Untuk merealisasikan ini semua dibutuhkan pengorbanan dan aktualisasi kerja yang sungguh-sungguh, bukan setengah hati dan asal jalan. Oleh karena itu, optimalisasi waktu dan kesempatan di saat imtihan dan di luar imtihan sangatlah penting. Misalnya, dengan menciptakan kesibukan-kesibukan baru yang  ada manfaatnya. Berorganisasi pun sangat bermanfaat. Sebab, dengan latihan ini kita akan terbiasa menghadapi, mendiskusikan dan menyelesaikan permasalahan secara bersama-sama.

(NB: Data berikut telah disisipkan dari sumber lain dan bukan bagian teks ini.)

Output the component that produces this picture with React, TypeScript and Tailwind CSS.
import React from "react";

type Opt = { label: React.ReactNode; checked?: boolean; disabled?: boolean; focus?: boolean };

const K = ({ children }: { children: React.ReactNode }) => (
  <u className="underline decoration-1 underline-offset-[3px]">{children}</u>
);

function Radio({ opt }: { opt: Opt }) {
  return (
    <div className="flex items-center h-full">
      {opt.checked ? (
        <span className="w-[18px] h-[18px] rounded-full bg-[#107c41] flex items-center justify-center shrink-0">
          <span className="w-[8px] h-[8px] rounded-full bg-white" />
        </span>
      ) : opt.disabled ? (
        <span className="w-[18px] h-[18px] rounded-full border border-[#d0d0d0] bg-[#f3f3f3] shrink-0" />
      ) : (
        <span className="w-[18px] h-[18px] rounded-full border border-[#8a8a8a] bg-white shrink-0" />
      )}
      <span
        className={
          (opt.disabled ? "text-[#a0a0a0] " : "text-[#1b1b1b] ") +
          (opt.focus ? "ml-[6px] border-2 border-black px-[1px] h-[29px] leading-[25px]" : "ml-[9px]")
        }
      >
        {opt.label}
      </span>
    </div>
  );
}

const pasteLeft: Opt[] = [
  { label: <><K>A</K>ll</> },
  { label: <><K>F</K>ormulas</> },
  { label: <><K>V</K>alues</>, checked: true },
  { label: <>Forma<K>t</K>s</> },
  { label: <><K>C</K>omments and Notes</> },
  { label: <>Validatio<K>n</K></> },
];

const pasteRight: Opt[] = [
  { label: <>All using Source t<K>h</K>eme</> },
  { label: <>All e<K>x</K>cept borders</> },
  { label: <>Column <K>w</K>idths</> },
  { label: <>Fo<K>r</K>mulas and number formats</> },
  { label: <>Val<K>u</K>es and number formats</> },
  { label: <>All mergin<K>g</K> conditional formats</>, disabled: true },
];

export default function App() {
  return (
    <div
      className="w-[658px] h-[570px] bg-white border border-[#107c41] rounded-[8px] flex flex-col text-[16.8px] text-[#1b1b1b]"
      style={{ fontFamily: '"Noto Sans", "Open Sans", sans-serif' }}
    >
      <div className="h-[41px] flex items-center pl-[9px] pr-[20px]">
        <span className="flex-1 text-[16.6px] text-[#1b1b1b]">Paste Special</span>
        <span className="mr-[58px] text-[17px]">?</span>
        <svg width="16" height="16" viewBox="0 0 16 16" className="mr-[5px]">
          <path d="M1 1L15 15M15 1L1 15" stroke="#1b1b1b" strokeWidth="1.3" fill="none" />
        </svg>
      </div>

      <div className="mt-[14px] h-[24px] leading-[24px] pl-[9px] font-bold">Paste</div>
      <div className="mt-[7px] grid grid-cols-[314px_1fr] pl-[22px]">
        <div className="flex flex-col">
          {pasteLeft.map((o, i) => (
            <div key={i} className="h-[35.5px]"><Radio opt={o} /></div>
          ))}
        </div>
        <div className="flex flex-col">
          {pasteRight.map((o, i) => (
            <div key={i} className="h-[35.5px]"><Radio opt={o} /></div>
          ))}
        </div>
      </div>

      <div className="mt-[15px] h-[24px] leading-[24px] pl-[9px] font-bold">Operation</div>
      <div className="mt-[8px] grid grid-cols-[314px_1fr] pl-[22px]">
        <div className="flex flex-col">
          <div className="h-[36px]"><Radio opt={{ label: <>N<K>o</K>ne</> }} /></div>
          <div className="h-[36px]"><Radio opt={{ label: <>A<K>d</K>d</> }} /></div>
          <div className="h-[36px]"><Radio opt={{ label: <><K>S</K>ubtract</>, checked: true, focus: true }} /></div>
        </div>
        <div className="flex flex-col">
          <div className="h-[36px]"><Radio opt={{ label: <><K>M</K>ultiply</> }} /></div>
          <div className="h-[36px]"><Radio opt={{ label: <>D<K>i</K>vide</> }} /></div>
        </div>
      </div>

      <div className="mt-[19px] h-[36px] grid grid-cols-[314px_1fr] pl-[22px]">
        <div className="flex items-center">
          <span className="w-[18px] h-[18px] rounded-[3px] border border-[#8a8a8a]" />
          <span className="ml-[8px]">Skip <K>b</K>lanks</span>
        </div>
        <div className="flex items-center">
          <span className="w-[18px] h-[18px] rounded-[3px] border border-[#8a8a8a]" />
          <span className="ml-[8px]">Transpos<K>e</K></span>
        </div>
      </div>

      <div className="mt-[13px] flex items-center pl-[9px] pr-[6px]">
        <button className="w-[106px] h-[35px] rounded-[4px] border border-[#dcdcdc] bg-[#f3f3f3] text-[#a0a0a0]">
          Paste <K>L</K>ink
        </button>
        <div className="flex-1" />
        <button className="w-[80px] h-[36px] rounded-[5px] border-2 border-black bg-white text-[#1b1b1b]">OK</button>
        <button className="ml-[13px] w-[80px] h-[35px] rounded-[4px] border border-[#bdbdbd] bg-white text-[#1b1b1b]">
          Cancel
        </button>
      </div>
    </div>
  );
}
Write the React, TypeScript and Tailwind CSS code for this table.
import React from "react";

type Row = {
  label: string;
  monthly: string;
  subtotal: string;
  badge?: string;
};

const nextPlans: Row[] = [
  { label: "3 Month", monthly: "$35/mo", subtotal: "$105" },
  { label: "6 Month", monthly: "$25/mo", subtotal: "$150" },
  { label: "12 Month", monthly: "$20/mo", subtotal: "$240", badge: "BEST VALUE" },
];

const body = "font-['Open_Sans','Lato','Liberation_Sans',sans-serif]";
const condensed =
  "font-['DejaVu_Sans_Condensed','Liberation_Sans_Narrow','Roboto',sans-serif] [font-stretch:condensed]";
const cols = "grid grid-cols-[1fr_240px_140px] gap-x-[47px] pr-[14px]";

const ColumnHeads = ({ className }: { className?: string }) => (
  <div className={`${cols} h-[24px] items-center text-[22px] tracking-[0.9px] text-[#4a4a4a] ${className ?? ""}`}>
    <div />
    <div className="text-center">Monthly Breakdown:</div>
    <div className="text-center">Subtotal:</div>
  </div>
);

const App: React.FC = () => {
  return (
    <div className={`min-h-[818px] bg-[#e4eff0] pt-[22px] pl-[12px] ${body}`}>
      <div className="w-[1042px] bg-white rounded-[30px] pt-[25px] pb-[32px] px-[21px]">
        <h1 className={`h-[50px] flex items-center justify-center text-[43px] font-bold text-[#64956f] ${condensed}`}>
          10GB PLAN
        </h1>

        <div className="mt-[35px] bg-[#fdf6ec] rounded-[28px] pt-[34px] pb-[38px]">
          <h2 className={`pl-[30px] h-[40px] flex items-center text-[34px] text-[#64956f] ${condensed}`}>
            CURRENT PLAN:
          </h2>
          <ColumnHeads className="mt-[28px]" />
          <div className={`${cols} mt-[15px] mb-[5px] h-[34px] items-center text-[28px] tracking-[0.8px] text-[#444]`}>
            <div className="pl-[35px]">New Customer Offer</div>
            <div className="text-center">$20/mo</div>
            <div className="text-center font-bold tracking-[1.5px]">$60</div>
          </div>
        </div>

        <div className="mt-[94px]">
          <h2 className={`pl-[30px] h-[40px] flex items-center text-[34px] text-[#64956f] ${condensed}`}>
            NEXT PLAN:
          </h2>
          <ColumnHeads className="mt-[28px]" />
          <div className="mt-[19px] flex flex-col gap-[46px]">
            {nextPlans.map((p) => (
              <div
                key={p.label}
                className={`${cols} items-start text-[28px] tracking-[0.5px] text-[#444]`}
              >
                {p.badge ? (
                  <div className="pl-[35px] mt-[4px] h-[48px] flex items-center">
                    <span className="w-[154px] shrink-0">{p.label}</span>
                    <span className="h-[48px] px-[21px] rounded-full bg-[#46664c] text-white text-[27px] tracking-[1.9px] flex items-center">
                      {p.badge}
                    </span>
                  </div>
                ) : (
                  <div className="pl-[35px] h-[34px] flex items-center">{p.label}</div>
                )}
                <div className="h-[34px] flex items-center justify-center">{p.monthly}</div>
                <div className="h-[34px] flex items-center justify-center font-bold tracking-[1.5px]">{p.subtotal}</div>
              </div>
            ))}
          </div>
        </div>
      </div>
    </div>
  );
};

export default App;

Apabila kita tidak pandai-pandai memanfaatkan kesempatan yang ada maka yang akan kita dapatkan hanyalah nihilitas di balik kebesaran Al-Azhar, sementara kita sendiri tetap nihil?

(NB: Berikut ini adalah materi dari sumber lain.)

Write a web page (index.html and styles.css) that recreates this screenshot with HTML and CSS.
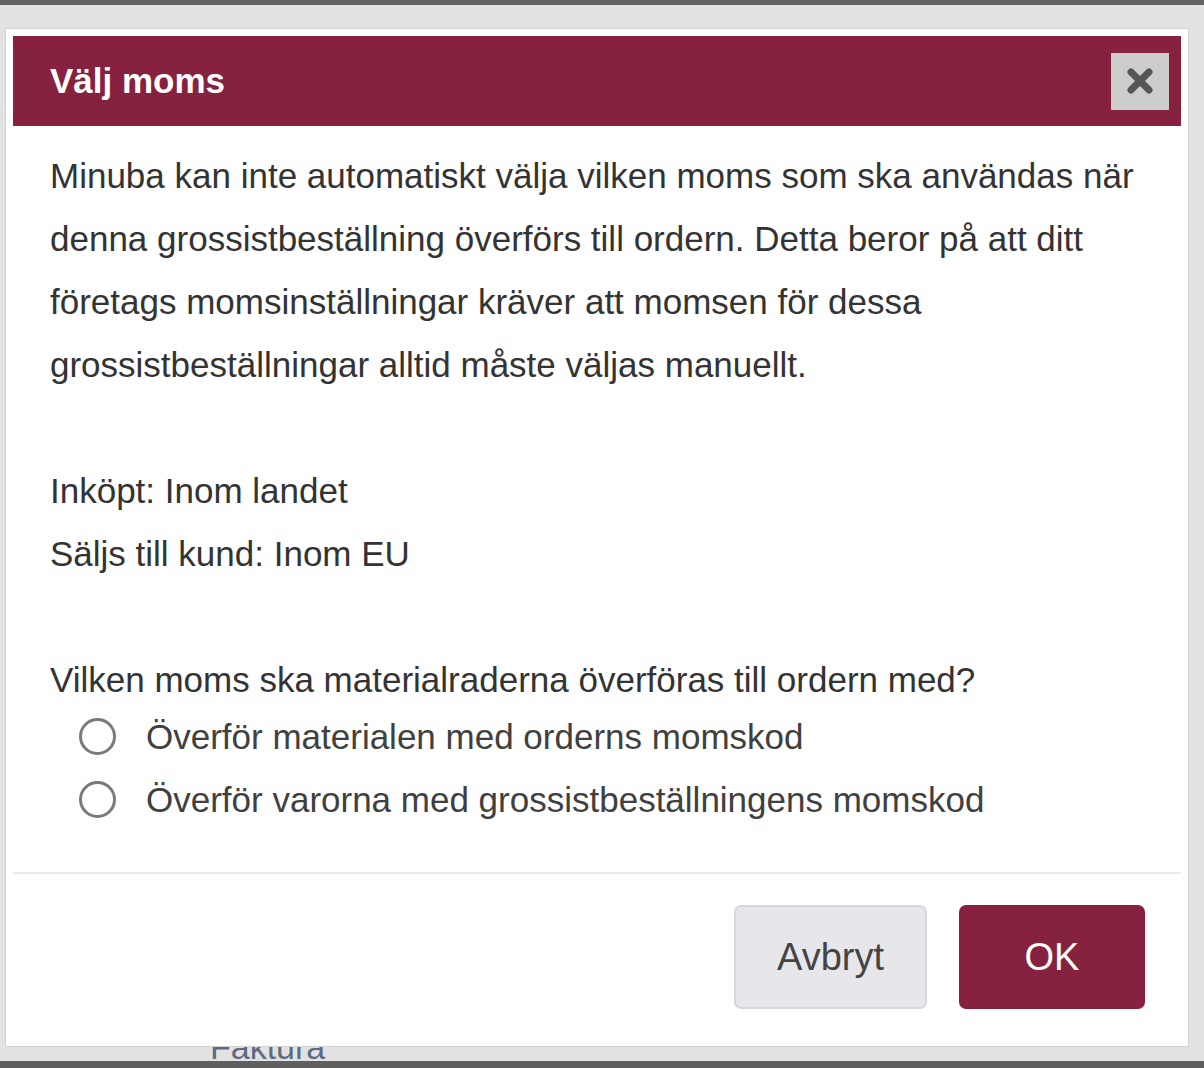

Sebenarnya, tidak perlu berlebihan apabila masyarakat berharap kepada mahasiswa untuk melakukan gebrakan-gebrakan yang mengarah ke segala lini kehidupan, terutama ikut berperan serta dalam mencerdaskan anak bangsa. Hal ini sangatlah wajar, kerena mereka inilah yang dianggap sebagai bibit unggul bangsa untuk selanjutnya membawa bangsa yang berpengetahuan luas serta berperadaban tinggi.
Ada beberapa alasan yang bisa dipergunakan untuk memahami begitu besarnya rasa kepercayaan masyarakat terhadap mahasiswa. Pertama karena mahasiswa adalah profil tertinggi dari komunitas pelajar sacara global disamping mereka adalah bagian dari masyarakat itu sendiri yang memang di proyeksikan untuk menimba ilmu sebanyak mungkin untuk kemudian mengamalkannya dalam rangka pembangunan sosial dan peradaban. Adanya klasifikasi bidang keahlian (fakultas) dalam kurikulum pendidikan memang telah deprogram secara khusus untuk mencetak kader-kader yang professional dalam bidangnya masing-masing.
Melalui coretan ini, penulis mengajak kepada pembaca semua semua untuk kembali “mengintrospeksi diri”. Mari kita semua bersama-sama menata kembali niat. Kita harus selalu bertanya dalam hati, apa sajakah yang sudah kita sumbangkan kepada umat? Kalau jawabannya memang nihil, marilah bersama-sama memanfaatkan waktu seefisien mungkin untuk bertholabul ilmi di negeri Azhar ini. Sekali lagi untuk bertholabul ilmi.
Semoga cita-cita dan niat baik kita di ridhoi dan di kabulkan oleh Allah Yang Maha Kuasa. Ya…Rob.